• **Exercise objective**
Spot each line in the records below where the word "screenshot" occurs, then copy it.

• **Extracted material**

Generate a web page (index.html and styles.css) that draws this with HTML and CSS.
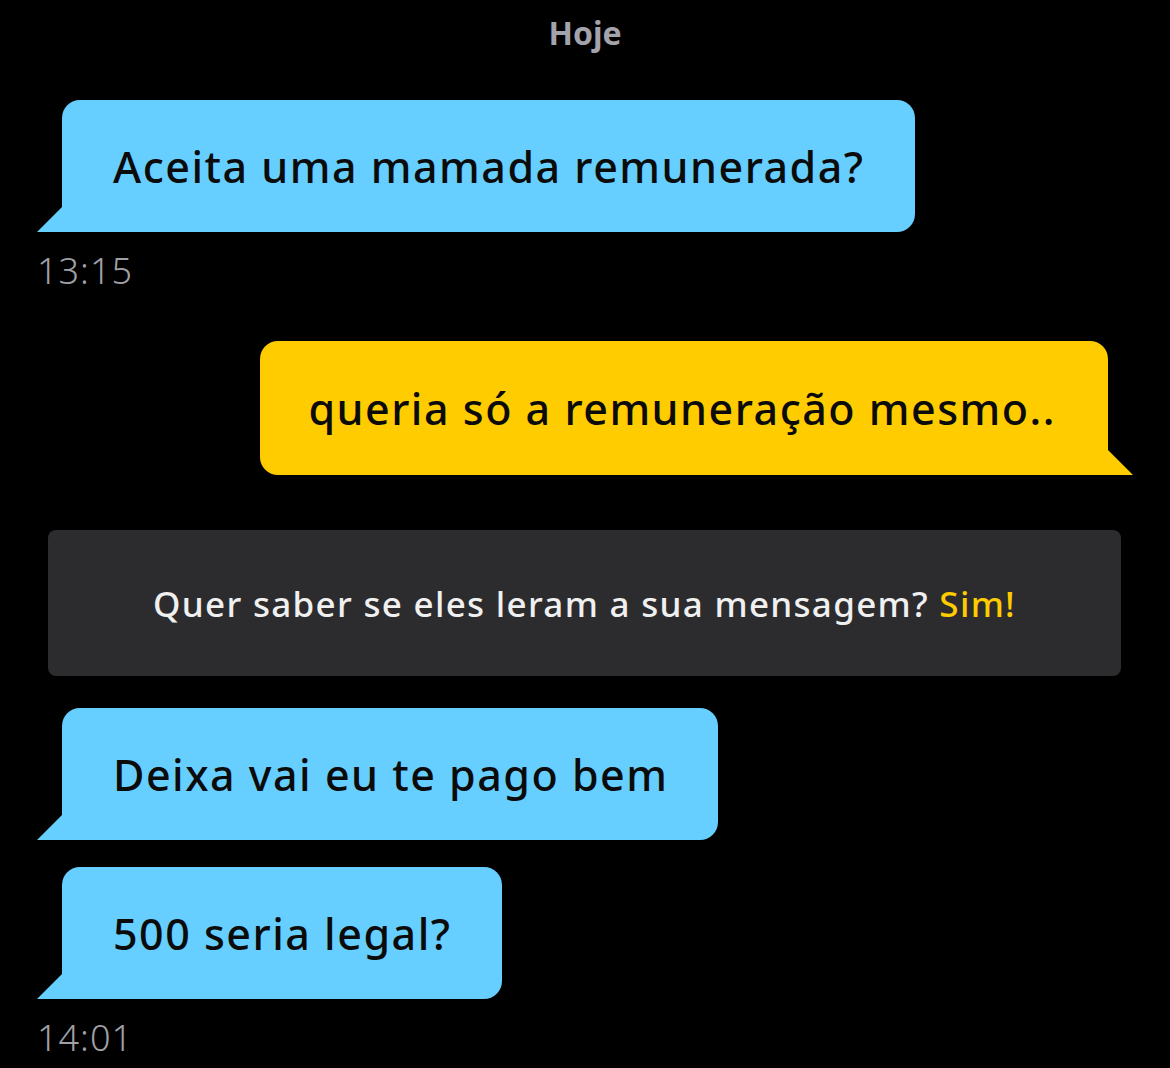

==

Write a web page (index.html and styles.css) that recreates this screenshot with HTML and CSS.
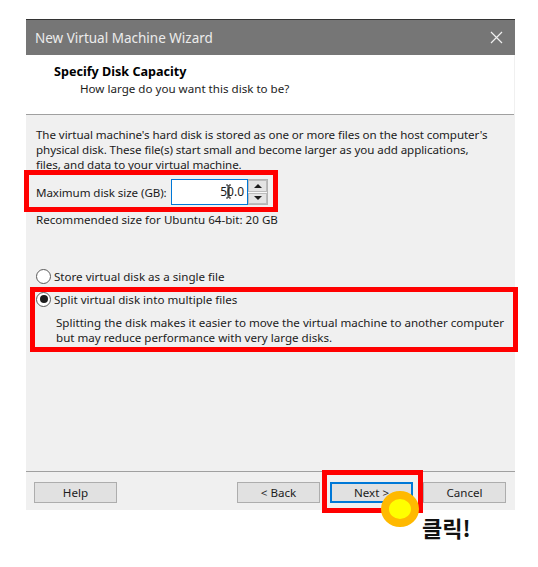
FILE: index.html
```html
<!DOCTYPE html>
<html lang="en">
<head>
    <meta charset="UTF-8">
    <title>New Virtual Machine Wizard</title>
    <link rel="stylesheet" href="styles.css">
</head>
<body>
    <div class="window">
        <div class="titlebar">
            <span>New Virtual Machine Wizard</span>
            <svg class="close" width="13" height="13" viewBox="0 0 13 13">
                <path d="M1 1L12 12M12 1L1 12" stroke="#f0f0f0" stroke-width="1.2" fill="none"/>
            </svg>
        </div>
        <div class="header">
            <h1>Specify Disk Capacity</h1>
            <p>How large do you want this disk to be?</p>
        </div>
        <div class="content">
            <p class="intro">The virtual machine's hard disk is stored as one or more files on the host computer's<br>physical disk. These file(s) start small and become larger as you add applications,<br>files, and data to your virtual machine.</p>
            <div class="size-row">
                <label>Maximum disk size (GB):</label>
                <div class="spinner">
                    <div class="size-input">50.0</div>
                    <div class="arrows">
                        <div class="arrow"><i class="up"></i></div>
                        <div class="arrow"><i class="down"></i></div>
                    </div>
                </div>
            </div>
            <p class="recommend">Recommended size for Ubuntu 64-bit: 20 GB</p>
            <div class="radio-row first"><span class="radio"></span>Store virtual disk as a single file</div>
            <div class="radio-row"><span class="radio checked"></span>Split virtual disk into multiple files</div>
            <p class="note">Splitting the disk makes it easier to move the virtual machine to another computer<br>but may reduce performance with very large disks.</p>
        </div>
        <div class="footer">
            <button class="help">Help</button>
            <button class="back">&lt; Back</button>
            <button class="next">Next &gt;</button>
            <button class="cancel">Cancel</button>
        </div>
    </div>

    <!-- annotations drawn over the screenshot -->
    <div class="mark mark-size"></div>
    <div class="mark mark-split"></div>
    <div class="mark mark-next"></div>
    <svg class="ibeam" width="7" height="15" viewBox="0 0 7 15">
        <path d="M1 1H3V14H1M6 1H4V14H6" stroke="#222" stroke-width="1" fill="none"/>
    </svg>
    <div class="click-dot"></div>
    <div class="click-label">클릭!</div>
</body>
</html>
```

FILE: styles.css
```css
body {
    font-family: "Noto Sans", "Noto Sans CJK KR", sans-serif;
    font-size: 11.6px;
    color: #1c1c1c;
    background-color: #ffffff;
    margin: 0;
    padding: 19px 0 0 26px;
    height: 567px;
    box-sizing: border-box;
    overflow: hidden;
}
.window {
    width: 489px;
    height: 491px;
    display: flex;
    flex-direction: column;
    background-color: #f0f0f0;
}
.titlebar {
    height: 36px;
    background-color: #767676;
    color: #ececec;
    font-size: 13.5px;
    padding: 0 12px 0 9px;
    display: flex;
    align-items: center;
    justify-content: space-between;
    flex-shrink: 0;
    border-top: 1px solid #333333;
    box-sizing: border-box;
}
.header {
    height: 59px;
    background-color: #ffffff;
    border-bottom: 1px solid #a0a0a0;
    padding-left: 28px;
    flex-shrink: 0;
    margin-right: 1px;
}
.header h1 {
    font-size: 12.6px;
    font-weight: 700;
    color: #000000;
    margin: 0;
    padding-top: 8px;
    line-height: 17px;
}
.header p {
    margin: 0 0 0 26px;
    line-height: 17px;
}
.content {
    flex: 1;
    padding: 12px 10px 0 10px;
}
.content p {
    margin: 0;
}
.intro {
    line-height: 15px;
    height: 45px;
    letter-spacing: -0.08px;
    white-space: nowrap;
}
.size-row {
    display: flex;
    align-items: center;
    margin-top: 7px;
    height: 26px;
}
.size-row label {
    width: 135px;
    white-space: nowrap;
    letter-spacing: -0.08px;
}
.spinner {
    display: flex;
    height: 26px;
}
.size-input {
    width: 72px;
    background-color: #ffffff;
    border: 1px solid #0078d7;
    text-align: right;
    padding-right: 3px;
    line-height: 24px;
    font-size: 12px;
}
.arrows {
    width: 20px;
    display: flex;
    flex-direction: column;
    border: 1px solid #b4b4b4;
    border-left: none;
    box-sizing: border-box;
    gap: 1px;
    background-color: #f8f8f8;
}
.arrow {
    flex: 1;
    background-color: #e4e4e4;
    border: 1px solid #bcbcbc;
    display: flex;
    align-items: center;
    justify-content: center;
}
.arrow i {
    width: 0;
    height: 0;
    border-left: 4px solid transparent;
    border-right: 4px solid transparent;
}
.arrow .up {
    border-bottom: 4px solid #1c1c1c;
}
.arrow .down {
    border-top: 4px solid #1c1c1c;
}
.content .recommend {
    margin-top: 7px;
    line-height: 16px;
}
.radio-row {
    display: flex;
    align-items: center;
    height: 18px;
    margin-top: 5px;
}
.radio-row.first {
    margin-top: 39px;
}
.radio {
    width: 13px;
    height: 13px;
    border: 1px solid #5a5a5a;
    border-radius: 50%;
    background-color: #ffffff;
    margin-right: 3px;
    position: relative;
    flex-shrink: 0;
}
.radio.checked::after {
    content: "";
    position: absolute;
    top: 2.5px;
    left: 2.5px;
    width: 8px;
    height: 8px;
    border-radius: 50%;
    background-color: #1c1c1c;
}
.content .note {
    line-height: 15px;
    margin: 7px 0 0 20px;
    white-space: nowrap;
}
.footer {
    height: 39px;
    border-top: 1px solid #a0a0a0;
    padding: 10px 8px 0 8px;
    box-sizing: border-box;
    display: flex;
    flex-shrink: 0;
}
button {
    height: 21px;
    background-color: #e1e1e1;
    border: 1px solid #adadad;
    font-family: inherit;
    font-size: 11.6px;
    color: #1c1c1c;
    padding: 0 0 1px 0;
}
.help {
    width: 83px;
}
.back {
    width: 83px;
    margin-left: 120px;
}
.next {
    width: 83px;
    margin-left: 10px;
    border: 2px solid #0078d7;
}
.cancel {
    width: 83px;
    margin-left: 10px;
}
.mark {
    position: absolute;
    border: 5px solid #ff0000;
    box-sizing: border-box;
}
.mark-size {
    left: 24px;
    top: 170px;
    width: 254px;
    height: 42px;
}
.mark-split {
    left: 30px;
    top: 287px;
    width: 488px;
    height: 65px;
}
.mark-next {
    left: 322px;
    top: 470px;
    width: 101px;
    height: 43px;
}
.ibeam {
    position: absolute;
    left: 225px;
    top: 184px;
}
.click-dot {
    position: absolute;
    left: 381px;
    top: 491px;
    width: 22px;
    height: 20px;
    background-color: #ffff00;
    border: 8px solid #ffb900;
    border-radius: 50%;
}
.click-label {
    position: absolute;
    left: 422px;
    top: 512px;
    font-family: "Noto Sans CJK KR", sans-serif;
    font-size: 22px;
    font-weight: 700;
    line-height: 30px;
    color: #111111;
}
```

---

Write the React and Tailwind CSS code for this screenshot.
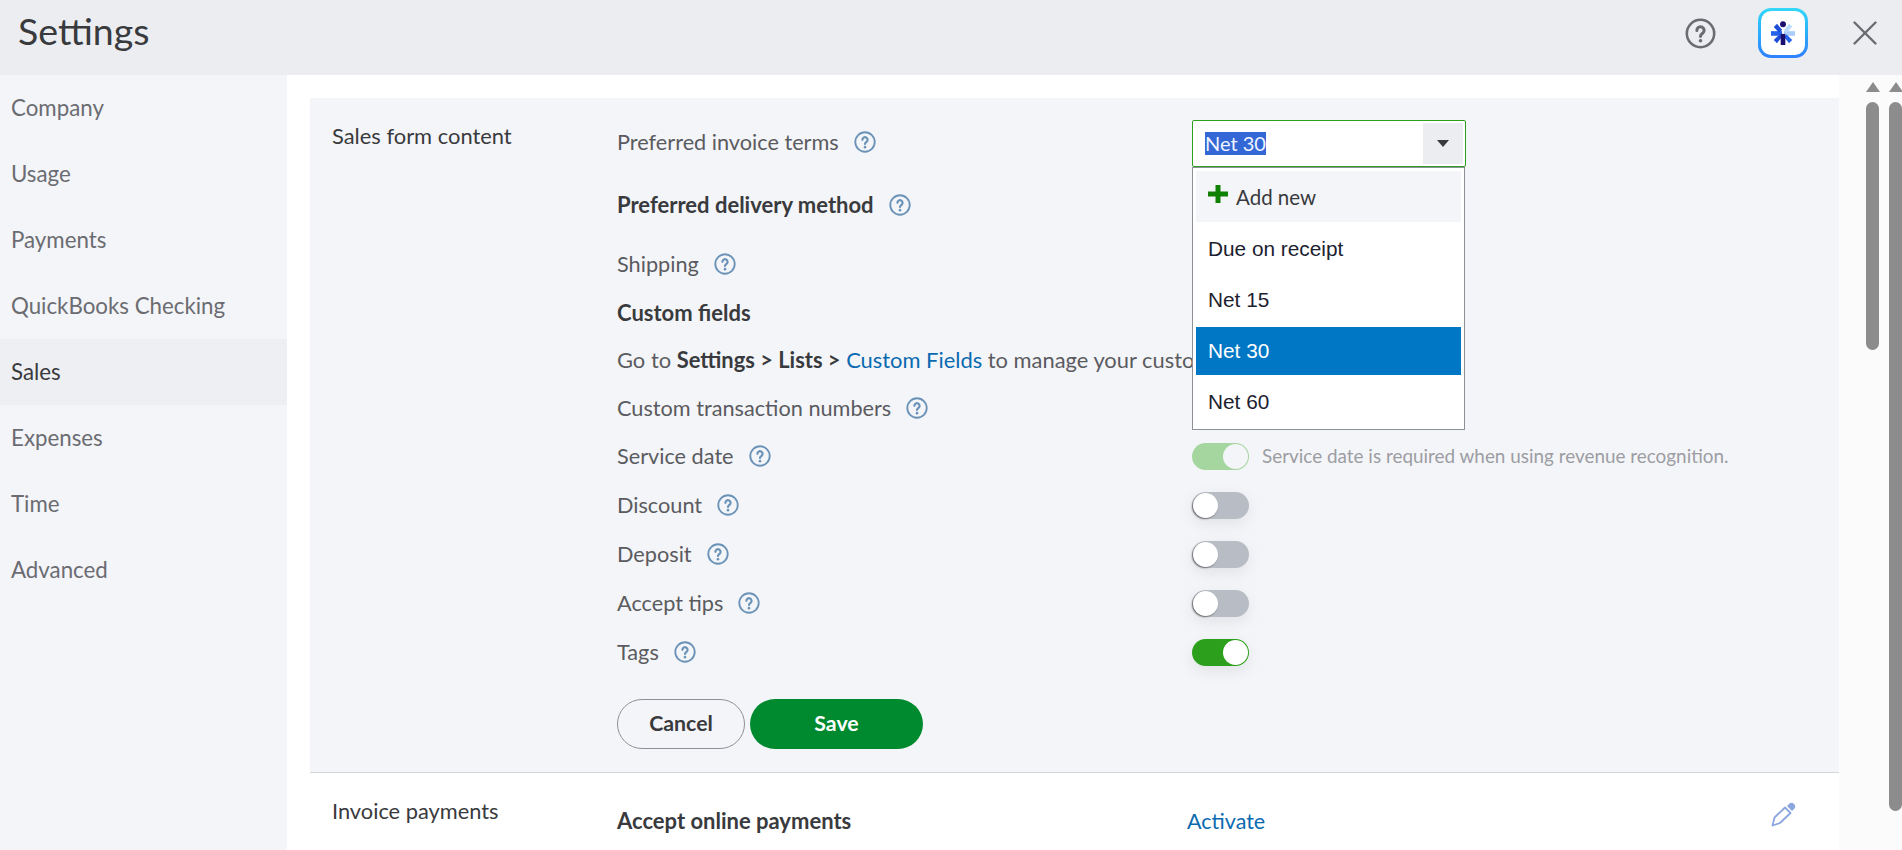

• **Complete answer**
Write a web page (index.html and styles.css) that recreates this screenshot with HTML and CSS.
    <!-- annotations drawn over the screenshot -->
Write the React and Tailwind CSS code for this screenshot.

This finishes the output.